** Set problem **
Show all lines from the data that include the word "styles".

** Provided material **

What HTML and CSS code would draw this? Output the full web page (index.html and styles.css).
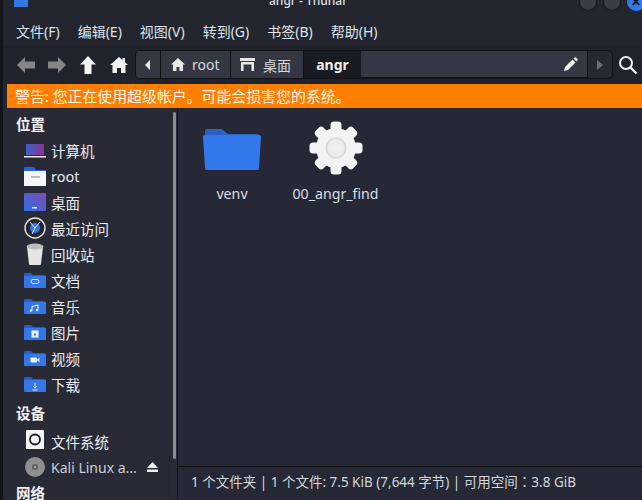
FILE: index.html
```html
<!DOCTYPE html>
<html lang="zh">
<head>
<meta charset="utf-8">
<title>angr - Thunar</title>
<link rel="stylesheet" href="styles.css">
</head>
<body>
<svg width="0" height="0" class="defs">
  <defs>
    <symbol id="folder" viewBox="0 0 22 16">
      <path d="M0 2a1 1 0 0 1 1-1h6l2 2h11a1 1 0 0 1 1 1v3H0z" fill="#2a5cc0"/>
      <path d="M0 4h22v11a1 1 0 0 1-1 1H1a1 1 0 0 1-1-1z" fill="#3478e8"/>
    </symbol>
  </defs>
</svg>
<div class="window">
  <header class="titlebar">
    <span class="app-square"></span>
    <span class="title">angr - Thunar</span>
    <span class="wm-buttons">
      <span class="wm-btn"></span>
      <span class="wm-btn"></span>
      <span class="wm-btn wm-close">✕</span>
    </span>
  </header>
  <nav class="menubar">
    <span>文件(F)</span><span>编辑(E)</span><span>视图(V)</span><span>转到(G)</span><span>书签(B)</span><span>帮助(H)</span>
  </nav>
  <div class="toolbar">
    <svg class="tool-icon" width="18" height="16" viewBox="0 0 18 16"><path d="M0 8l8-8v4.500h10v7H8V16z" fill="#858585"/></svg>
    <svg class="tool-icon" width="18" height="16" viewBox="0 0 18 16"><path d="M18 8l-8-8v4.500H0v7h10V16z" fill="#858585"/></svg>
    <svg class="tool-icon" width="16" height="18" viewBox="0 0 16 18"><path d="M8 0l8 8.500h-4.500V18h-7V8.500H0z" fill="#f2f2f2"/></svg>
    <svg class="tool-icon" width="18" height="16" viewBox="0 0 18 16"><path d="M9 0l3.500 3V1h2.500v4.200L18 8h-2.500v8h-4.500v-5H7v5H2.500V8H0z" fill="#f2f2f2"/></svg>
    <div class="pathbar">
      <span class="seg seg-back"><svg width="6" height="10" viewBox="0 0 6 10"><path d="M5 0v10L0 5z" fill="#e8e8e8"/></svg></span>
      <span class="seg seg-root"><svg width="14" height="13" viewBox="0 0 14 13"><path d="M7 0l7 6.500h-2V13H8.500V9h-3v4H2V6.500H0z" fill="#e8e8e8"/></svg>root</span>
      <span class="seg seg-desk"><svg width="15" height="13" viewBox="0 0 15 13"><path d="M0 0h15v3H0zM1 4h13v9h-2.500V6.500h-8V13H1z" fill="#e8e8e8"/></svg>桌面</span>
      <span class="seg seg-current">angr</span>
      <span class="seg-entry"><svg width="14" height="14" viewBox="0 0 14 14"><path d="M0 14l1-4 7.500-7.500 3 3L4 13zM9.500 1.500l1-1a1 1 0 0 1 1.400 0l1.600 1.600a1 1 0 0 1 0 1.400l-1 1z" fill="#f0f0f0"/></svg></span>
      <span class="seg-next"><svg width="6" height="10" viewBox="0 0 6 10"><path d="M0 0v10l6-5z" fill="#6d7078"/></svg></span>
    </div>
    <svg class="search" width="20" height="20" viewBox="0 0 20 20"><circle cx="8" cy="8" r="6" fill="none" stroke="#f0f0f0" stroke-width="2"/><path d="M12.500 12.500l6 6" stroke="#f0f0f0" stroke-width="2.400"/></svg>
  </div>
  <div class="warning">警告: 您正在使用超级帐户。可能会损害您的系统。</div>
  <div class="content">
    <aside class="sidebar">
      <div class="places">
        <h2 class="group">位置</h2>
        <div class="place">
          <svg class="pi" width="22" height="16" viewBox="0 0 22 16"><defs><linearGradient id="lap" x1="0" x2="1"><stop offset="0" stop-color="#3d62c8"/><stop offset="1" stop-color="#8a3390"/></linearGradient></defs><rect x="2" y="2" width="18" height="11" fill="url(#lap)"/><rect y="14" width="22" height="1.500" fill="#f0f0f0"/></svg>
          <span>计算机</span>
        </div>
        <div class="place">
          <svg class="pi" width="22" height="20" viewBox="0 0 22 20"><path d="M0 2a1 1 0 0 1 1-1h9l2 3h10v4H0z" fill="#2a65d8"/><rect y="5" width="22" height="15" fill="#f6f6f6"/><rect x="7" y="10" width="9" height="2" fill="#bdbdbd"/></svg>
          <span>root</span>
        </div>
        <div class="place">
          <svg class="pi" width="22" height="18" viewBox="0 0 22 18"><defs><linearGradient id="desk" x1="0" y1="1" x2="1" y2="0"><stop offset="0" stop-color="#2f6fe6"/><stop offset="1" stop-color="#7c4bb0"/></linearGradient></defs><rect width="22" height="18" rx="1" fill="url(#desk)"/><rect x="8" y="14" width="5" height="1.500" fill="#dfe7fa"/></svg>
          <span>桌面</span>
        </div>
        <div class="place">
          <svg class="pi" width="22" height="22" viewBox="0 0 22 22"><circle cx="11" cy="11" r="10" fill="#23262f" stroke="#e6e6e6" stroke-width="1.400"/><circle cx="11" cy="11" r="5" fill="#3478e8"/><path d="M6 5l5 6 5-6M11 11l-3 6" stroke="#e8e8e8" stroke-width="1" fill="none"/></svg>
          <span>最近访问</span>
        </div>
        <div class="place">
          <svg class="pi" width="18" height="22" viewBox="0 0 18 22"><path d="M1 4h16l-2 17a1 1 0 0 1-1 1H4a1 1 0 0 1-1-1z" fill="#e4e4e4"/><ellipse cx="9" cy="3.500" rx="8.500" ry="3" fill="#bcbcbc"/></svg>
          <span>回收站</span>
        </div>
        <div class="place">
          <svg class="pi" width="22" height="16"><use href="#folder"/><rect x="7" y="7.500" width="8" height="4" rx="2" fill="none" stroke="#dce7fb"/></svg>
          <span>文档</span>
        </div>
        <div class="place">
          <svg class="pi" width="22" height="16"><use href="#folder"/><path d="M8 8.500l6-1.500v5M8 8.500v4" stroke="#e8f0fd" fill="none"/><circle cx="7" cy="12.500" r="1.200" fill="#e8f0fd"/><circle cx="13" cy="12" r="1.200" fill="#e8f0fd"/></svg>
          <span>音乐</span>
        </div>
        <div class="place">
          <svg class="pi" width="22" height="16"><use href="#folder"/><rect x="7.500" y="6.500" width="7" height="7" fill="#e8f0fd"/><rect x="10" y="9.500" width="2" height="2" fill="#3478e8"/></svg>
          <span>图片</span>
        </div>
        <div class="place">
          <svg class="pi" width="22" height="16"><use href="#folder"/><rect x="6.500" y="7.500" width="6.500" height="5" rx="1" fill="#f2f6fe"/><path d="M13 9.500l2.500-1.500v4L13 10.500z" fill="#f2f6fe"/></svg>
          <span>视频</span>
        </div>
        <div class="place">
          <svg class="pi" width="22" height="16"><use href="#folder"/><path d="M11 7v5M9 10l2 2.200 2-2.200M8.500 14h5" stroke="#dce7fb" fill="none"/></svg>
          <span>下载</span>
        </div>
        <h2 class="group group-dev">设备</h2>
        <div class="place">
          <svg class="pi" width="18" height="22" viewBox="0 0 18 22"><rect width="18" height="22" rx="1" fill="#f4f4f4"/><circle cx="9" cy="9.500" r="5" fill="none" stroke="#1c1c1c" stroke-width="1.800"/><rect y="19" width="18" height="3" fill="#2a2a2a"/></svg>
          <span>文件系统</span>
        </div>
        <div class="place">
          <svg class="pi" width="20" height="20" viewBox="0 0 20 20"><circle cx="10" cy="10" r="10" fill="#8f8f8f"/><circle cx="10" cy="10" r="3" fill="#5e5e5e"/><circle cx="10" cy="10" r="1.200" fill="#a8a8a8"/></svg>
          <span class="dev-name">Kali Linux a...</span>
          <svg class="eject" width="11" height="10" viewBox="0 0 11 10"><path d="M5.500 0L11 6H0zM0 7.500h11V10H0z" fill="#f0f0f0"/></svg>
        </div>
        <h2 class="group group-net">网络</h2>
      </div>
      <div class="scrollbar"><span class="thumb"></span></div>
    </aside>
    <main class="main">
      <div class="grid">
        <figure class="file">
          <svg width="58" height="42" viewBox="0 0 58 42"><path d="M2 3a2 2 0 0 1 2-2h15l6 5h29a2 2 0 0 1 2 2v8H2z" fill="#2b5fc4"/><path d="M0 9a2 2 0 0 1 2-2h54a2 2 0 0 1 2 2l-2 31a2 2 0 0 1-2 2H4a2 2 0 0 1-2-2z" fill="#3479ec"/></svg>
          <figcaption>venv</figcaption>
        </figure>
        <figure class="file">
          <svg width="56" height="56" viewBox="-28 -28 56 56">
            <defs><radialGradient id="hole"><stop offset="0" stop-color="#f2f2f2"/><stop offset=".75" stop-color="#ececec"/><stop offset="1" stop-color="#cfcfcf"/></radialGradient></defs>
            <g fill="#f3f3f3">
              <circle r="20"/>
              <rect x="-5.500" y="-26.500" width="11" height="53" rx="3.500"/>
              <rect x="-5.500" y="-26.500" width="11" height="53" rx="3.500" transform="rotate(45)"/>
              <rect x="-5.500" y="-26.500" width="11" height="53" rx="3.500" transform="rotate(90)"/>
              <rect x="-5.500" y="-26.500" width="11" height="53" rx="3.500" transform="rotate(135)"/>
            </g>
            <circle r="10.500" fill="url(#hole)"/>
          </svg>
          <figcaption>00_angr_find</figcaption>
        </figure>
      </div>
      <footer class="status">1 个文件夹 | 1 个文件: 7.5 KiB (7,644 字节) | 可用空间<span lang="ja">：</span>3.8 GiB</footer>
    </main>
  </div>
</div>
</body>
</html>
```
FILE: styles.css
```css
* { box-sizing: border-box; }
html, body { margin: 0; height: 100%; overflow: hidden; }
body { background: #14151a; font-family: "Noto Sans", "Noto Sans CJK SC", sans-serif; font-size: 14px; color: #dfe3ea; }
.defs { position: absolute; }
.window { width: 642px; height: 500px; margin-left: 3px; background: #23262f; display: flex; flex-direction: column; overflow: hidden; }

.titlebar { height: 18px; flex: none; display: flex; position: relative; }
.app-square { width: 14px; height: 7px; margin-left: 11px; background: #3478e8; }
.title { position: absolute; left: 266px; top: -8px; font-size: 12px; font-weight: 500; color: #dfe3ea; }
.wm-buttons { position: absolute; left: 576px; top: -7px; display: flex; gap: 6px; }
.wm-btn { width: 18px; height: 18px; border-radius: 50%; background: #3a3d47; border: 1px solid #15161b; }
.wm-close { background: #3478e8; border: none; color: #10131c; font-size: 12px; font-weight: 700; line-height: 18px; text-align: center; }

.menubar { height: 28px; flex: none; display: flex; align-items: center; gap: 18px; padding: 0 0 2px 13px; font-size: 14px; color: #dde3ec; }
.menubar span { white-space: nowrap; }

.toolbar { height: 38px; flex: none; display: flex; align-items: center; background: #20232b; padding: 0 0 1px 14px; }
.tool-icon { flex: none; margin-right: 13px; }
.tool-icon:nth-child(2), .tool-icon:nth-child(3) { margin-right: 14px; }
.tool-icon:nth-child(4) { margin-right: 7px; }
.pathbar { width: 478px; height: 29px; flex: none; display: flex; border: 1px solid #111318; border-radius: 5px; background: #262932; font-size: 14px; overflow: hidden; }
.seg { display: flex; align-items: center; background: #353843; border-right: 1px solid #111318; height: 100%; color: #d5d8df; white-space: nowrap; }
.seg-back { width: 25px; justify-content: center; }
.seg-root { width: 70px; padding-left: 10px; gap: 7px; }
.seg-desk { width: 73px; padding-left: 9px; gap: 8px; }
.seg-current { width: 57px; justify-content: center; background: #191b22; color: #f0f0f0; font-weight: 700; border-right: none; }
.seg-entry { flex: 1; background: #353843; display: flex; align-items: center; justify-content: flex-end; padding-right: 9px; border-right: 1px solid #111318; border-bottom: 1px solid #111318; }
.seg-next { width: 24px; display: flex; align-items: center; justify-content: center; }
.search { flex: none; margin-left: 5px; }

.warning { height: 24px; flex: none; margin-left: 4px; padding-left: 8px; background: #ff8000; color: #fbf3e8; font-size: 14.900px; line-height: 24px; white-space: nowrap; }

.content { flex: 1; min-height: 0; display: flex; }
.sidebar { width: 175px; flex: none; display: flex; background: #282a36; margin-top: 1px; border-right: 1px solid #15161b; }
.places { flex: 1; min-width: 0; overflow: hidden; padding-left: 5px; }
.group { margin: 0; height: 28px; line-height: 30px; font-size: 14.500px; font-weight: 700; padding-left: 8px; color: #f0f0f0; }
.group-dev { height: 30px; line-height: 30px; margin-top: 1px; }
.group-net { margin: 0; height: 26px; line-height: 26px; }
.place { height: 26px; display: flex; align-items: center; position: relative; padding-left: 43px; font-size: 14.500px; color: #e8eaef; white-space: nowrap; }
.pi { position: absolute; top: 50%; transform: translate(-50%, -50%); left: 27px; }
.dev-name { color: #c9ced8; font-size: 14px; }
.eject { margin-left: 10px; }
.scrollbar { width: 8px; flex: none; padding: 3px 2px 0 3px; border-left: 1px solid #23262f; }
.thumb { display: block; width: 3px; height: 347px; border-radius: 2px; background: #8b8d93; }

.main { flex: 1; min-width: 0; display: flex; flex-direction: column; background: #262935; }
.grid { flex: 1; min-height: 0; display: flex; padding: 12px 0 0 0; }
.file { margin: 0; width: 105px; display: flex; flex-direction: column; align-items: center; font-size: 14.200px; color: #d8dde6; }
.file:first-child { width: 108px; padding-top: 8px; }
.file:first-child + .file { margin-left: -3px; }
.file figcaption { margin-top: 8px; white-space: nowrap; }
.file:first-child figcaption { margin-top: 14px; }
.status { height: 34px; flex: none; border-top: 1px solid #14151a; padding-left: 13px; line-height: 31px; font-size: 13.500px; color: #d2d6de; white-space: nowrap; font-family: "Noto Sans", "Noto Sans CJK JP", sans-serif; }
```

** Response **
What HTML and CSS code would draw this? Output the full web page (index.html and styles.css).
<link rel="stylesheet" href="styles.css">
FILE: styles.css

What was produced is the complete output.